Wo man zurzeit, definitely, nicht mehr hingeht, ist das Annabel’s. Ich war zweimal dort seit dem Tod von Birley respektive dem Verkauf, fand es einmal gut, einmal in Ordnung, aber nothing to write home about; vor allem das Essen war weit unter der Qualität, von der berichtet wurde. «Es war der beste Nachtclub der Welt, jetzt ist es der schlechteste», sagt Taki Theodoracopulos und zeigt damit, dass der Besitzerwechsel in London als Ereignis erlebt wird, das von der Magnitude her mit der Trennung von einem Ehepartner oder dem Tod eines Hundes zu vergleichen ist. Weil ein Club mehr ist als bloss ein Club. Er ist der Ort, in den man geht, weil man alle, die hingehen, die längste Zeit des Lebens kannte, und weil man weiss, dass bereits die Eltern die meisten der Eltern derer, die hingehen, die längste Zeit ihres Lebens kannten, schrieb A. A. Gill in «Vanity Fair».

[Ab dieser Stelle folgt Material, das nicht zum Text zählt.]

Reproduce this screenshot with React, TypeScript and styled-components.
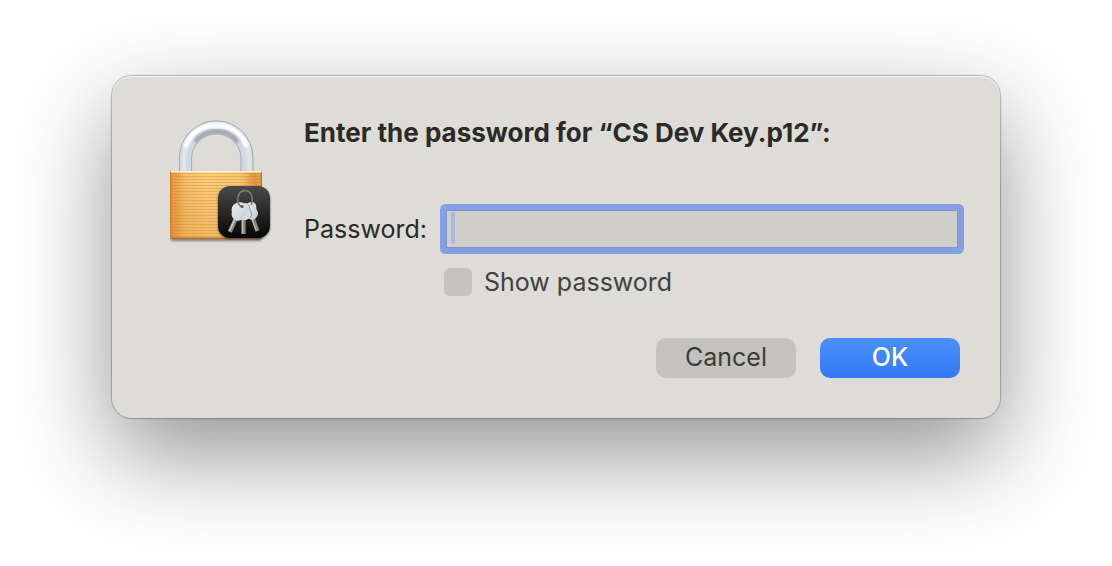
import React from "react";
import styled, { createGlobalStyle } from "styled-components";

const GlobalStyle = createGlobalStyle`
  *, *::before, *::after { box-sizing: border-box; }
  body {
    margin: 0;
    background: #ffffff;
    color: #2b2a26;
    font-family: Inter, "Liberation Sans", sans-serif;
    font-size: 25px;
    line-height: 32px;
  }
`;

const Page = styled.main`
  padding: 76px 112px 0;
  min-height: 100vh;
  overflow: hidden;
`;

const Dialog = styled.form`
  display: flex;
  gap: 24px;
  padding: 40px;
  border-radius: 20px;
  background: #dddcd7;
  box-shadow:
    inset 0 1px 1px rgba(255, 255, 255, 0.8),
    0 0 1px 1px rgba(0, 0, 0, 0.25),
    0 36px 96px rgba(0, 0, 0, 0.43);
`;

const Content = styled.div`
  flex: 1;
  min-width: 0;
`;

const Title = styled.h1`
  margin: 0 0 58px;
  font-size: 26px;
  line-height: 34px;
  font-weight: 700;
`;

const Fields = styled.div`
  display: grid;
  grid-template-columns: 124px 1fr;
  column-gap: 16px;
  row-gap: 18px;
  align-items: center;
`;

const FieldLabel = styled.label`
  white-space: nowrap;
`;

const FieldBox = styled.div`
  position: relative;
`;

const PasswordInput = styled.input`
  display: block;
  width: 100%;
  height: 42px;
  padding: 0 8px;
  border: 2px solid #849fe2;
  border-radius: 2px;
  outline: none;
  background: #d0cec9;
  box-shadow: 0 0 0 4px #849fe2, inset 0 0 0 1px #7c93cf;
  color: inherit;
  font: inherit;
`;

const Caret = styled.span`
  position: absolute;
  top: 4px;
  left: 7px;
  width: 4px;
  height: 32px;
  border-radius: 2px;
  background: #abb9dc;
`;

const CheckRow = styled.label`
  grid-column: 2;
  display: flex;
  align-items: center;
  gap: 12px;
  height: 28px;
  line-height: 34px;
  color: #42413e;
`;

const CheckBox = styled.input`
  appearance: none;
  width: 28px;
  height: 28px;
  margin: 0;
  border-radius: 6px;
  background: #c3c2bd;
`;

const Actions = styled.div`
  display: flex;
  justify-content: flex-end;
  gap: 24px;
  margin-top: 42px;
`;

const Button = styled.button<{ $primary?: boolean }>`
  width: 140px;
  height: 40px;
  padding: 0 0 2px;
  border: 0;
  border-radius: 10px;
  background: ${(p) => (p.$primary ? "linear-gradient(#4a91f8, #3478f6)" : "#c3c2bd")};
  color: ${(p) => (p.$primary ? "#ffffff" : "#3d3c39")};
  font: inherit;
  font-weight: ${(p) => (p.$primary ? 500 : 400)};
`;

const LockIcon = styled.svg`
  flex: none;
  width: 128px;
  height: 128px;
`;

function KeychainLock() {
  return (
    <LockIcon viewBox="0 0 128 128" aria-hidden="true">
      <defs>
        <linearGradient id="brass" x1="0" x2="1" y1="0" y2="0">
          <stop offset="0" stopColor="#c67a26" />
          <stop offset="0.03" stopColor="#e5a049" />
          <stop offset="0.07" stopColor="#e8a44e" />
          <stop offset="0.16" stopColor="#f6bf6c" />
          <stop offset="0.4" stopColor="#fbcf80" />
          <stop offset="0.78" stopColor="#f9c775" />
          <stop offset="0.93" stopColor="#dd963e" />
          <stop offset="0.97" stopColor="#e8a950" />
          <stop offset="1" stopColor="#b86f20" />
        </linearGradient>
        <pattern id="brushed" width="92" height="3" patternUnits="userSpaceOnUse">
          <rect width="92" height="1" fill="#c87418" opacity="0.3" />
        </pattern>
        <linearGradient id="brushFade" x1="0" x2="0" y1="0" y2="1">
          <stop offset="0" stopColor="#d98a2c" stopOpacity="0" />
          <stop offset="1" stopColor="#d98a2c" stopOpacity="0.3" />
        </linearGradient>
        <linearGradient id="tile" x1="0" x2="0" y1="0" y2="1">
          <stop offset="0" stopColor="#4a4a4a" />
          <stop offset="1" stopColor="#050505" />
        </linearGradient>
        <linearGradient id="bow" x1="0" x2="1" y1="0" y2="1">
          <stop offset="0" stopColor="#e4edef" />
          <stop offset="1" stopColor="#c3ced1" />
        </linearGradient>
        <filter id="soft" x="-20%" y="-20%" width="140%" height="140%">
          <feGaussianBlur stdDeviation="1" />
        </filter>
        <filter id="softer" x="-20%" y="-20%" width="140%" height="140%">
          <feGaussianBlur stdDeviation="1.6" />
        </filter>
        <clipPath id="shackle">
          <path d="M27.3 56V41.5a37 37 0 0 1 74 0V56H89V42.5a24.6 24.6 0 0 0-49.2 0V56z" />
        </clipPath>
      </defs>
      <g clipPath="url(#shackle)">
        <rect x="26" y="3" width="77" height="54" fill="#d3d7df" />
        <path d="M32 56V41.500a32.500 32.500 0 0 1 65 0V56" fill="none" stroke="#e4e6ec" strokeWidth="4" filter="url(#soft)" />
        <path d="M33 31a33 33 0 0 1 62 0" fill="none" stroke="#ffffff" strokeWidth="5" filter="url(#soft)" />
        <path d="M43 26a27 27 0 0 1 43 0" fill="none" stroke="#9a9fa8" strokeWidth="4" filter="url(#softer)" />
      </g>
      <path d="M27.5 56V41.5a36.7 36.7 0 0 1 73.5 0V56" fill="none" stroke="#a6abb4" strokeWidth="1" />
      <path d="M39.6 56V42.5a24.7 24.7 0 0 1 49.4 0V56" fill="none" stroke="#a3a9b4" strokeWidth="1" />
      <rect x="19" y="119" width="90" height="6" fill="#000000" opacity="0.4" filter="url(#soft)" />
      <rect x="18" y="55" width="92" height="68" rx="1.5" fill="url(#brass)" />
      <rect x="18" y="57" width="92" height="65" fill="url(#brushed)" />
      <rect x="18" y="57" width="92" height="65" fill="url(#brushFade)" />
      <rect x="19" y="55" width="90" height="1.5" fill="#fff3cf" />
      <rect x="18.5" y="121.5" width="91" height="1.5" rx="0.7" fill="#b4722c" />
      <rect x="66" y="71" width="52" height="52" rx="12" fill="#000000" opacity="0.5" filter="url(#soft)" />
      <rect x="66" y="70" width="52" height="52" rx="12" fill="url(#tile)" />
      <path d="M99.3 98l6.2 17" stroke="#88847d" strokeWidth="4" />
      <path d="M98.6 99l5.600 15.500" stroke="#bdbab4" strokeWidth="1.3" />
      <path d="M94 89c2.500-3.500 7.500-4 9.500-1 1.300 2 .5 3.500 1 5.500 1.500 2 2 4 .8 6.500-1.200 2.500-3.500 4-6 3.500-3 0-4.600-2.500-5.300-6z" fill="url(#bow)" />
      <path d="M91.500 100v18" stroke="#88847d" strokeWidth="4.200" />
      <path d="M90.600 101v16.500" stroke="#c4c1bb" strokeWidth="1.5" />
      <path d="M92 87.500c4.500-1 6 2 5.500 5 .5 2.500 2 4.500.5 8-1.400 3-4 4-7 3.500-2-.4-3-1.500-3.500-3.500z" fill="#d3dcde" />
      <path d="M96.500 88.500c1.500 3 1 5.500 2.500 7.500s.5 4.500-1.500 6.500" fill="none" stroke="#7f8685" strokeWidth="0.800" />
      <path d="M85 100l-7.200 15.800" stroke="#8e8a83" strokeWidth="4.200" />
      <path d="M84.300 100l-6.900 15" stroke="#cac7c1" strokeWidth="1.600" />
      <path d="M82.500 88c3.200-2.200 8-2.200 10.700.2 2.200 2 3 4.300 2.300 7.300-.6 3-2.500 4.500-4 6.500-2.200 2.800-6 3.800-9 1.500-2.800-2-3.300-4.600-2.700-7.500-.7-3 .3-6.200 2.700-8z" fill="url(#bow)" />
      <circle cx="90" cy="90.500" r="1.500" fill="#55524e" />
      <path d="M89 90.500c-5.500-4-4-15.300 3.800-15.800 6.800-.2 8.700 7.300 6.500 14.300" fill="none" stroke="#7b776f" strokeWidth="1.700" />
    </LockIcon>
  );
}

export default function App() {
  return (
    <>
      <GlobalStyle />
      <Page>
        <Dialog
          role="dialog"
          aria-labelledby="dialog-title"
          onSubmit={(event: React.FormEvent) => event.preventDefault()}
        >
          <KeychainLock />
          <Content>
            <Title id="dialog-title">Enter the password for “CS Dev Key.p12”:</Title>
            <Fields>
              <FieldLabel htmlFor="password">Password:</FieldLabel>
              <FieldBox>
                <PasswordInput id="password" type="password" />
                <Caret />
              </FieldBox>
              <CheckRow>
                <CheckBox type="checkbox" />
                Show password
              </CheckRow>
            </Fields>
            <Actions>
              <Button type="button">Cancel</Button>
              <Button type="submit" $primary>
                OK
              </Button>
            </Actions>
          </Content>
        </Dialog>
      </Page>
    </>
  );
}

Das Schlimmste, was einem in einem Nachtclub passieren kann, ist, sagt man, wenn plötzlich das Licht angeht. Doch im Annabel’s ist etwas passiert, das schlimmer war: Der Gründer, Besitzer und Chef ist gestorben, Gäste gingen nicht mehr hin, Personal war nicht mehr dort. Und das Licht ist die ganze Zeit nicht angegangen.